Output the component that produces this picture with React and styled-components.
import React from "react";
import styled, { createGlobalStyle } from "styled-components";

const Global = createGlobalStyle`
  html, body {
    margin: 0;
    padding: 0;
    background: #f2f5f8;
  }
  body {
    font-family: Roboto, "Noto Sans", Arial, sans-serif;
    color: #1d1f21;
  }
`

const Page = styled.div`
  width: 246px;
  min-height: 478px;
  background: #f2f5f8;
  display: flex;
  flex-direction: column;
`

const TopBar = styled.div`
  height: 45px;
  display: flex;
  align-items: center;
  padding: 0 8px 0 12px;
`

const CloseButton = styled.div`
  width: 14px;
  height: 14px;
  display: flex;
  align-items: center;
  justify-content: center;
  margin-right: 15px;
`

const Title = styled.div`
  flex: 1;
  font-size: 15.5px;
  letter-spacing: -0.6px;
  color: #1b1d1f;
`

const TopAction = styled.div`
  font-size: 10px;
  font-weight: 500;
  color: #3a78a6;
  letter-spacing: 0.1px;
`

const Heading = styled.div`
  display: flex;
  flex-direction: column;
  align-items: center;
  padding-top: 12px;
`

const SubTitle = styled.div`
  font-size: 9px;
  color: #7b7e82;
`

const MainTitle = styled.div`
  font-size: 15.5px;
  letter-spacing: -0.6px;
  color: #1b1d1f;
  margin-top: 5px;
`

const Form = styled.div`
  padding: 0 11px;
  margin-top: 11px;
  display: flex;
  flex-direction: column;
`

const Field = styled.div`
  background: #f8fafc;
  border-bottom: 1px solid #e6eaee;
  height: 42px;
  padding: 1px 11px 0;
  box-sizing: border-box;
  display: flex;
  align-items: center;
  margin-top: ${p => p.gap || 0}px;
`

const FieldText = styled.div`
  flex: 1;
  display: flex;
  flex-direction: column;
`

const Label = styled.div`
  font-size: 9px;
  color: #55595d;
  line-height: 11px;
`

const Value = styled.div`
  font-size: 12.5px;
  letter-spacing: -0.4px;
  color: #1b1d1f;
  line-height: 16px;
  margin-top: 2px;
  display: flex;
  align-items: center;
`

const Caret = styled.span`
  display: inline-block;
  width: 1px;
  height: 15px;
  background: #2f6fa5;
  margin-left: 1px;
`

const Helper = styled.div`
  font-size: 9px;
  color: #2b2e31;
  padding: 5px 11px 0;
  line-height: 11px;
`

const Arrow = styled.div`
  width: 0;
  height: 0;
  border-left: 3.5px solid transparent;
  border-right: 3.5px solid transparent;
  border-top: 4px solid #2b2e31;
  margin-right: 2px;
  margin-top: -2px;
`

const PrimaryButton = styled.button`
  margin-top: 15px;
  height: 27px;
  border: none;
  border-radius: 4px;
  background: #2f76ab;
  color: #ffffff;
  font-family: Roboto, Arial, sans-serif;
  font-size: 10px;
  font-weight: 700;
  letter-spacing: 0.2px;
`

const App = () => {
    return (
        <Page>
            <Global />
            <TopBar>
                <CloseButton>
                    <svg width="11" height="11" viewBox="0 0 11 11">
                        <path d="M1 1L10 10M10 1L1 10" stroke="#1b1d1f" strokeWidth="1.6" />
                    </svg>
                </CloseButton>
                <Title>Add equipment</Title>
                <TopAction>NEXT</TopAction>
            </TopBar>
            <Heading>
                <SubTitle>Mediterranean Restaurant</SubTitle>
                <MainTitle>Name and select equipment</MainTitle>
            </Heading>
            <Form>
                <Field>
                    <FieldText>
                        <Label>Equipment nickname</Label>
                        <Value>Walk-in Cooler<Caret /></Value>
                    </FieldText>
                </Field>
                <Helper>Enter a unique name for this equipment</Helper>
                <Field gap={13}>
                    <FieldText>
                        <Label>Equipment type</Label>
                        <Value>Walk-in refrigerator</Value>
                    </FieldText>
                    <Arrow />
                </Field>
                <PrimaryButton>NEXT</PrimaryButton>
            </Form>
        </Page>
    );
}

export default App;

________________

## Exercise aim
Copy each line of the data above without altering a single character.

## Solution to the problem
Output the component that produces this picture with React and styled-components.
import React from "react";
import styled, { createGlobalStyle } from "styled-components";

const Global = createGlobalStyle`
  html, body {
    margin: 0;
    padding: 0;
    background: #f2f5f8;
  }
  body {
    font-family: Roboto, "Noto Sans", Arial, sans-serif;
    color: #1d1f21;
  }
`

const Page = styled.div`
  width: 246px;
  min-height: 478px;
  background: #f2f5f8;
  display: flex;
  flex-direction: column;
`

const TopBar = styled.div`
  height: 45px;
  display: flex;
  align-items: center;
  padding: 0 8px 0 12px;
`

const CloseButton = styled.div`
  width: 14px;
  height: 14px;
  display: flex;
  align-items: center;
  justify-content: center;
  margin-right: 15px;
`

const Title = styled.div`
  flex: 1;
  font-size: 15.5px;
  letter-spacing: -0.6px;
  color: #1b1d1f;
`

const TopAction = styled.div`
  font-size: 10px;
  font-weight: 500;
  color: #3a78a6;
  letter-spacing: 0.1px;
`

const Heading = styled.div`
  display: flex;
  flex-direction: column;
  align-items: center;
  padding-top: 12px;
`

const SubTitle = styled.div`
  font-size: 9px;
  color: #7b7e82;
`

const MainTitle = styled.div`
  font-size: 15.5px;
  letter-spacing: -0.6px;
  color: #1b1d1f;
  margin-top: 5px;
`

const Form = styled.div`
  padding: 0 11px;
  margin-top: 11px;
  display: flex;
  flex-direction: column;
`

const Field = styled.div`
  background: #f8fafc;
  border-bottom: 1px solid #e6eaee;
  height: 42px;
  padding: 1px 11px 0;
  box-sizing: border-box;
  display: flex;
  align-items: center;
  margin-top: ${p => p.gap || 0}px;
`

const FieldText = styled.div`
  flex: 1;
  display: flex;
  flex-direction: column;
`

const Label = styled.div`
  font-size: 9px;
  color: #55595d;
  line-height: 11px;
`

const Value = styled.div`
  font-size: 12.5px;
  letter-spacing: -0.4px;
  color: #1b1d1f;
  line-height: 16px;
  margin-top: 2px;
  display: flex;
  align-items: center;
`

const Caret = styled.span`
  display: inline-block;
  width: 1px;
  height: 15px;
  background: #2f6fa5;
  margin-left: 1px;
`

const Helper = styled.div`
  font-size: 9px;
  color: #2b2e31;
  padding: 5px 11px 0;
  line-height: 11px;
`

const Arrow = styled.div`
  width: 0;
  height: 0;
  border-left: 3.5px solid transparent;
  border-right: 3.5px solid transparent;
  border-top: 4px solid #2b2e31;
  margin-right: 2px;
  margin-top: -2px;
`

const PrimaryButton = styled.button`
  margin-top: 15px;
  height: 27px;
  border: none;
  border-radius: 4px;
  background: #2f76ab;
  color: #ffffff;
  font-family: Roboto, Arial, sans-serif;
  font-size: 10px;
  font-weight: 700;
  letter-spacing: 0.2px;
`

const App = () => {
    return (
        <Page>
            <Global />
            <TopBar>
                <CloseButton>
                    <svg width="11" height="11" viewBox="0 0 11 11">
                        <path d="M1 1L10 10M10 1L1 10" stroke="#1b1d1f" strokeWidth="1.6" />
                    </svg>
                </CloseButton>
                <Title>Add equipment</Title>
                <TopAction>NEXT</TopAction>
            </TopBar>
            <Heading>
                <SubTitle>Mediterranean Restaurant</SubTitle>
                <MainTitle>Name and select equipment</MainTitle>
            </Heading>
            <Form>
                <Field>
                    <FieldText>
                        <Label>Equipment nickname</Label>
                        <Value>Walk-in Cooler<Caret /></Value>
                    </FieldText>
                </Field>
                <Helper>Enter a unique name for this equipment</Helper>
                <Field gap={13}>
                    <FieldText>
                        <Label>Equipment type</Label>
                        <Value>Walk-in refrigerator</Value>
                    </FieldText>
                    <Arrow />
                </Field>
                <PrimaryButton>NEXT</PrimaryButton>
            </Form>
        </Page>
    );
}

export default App;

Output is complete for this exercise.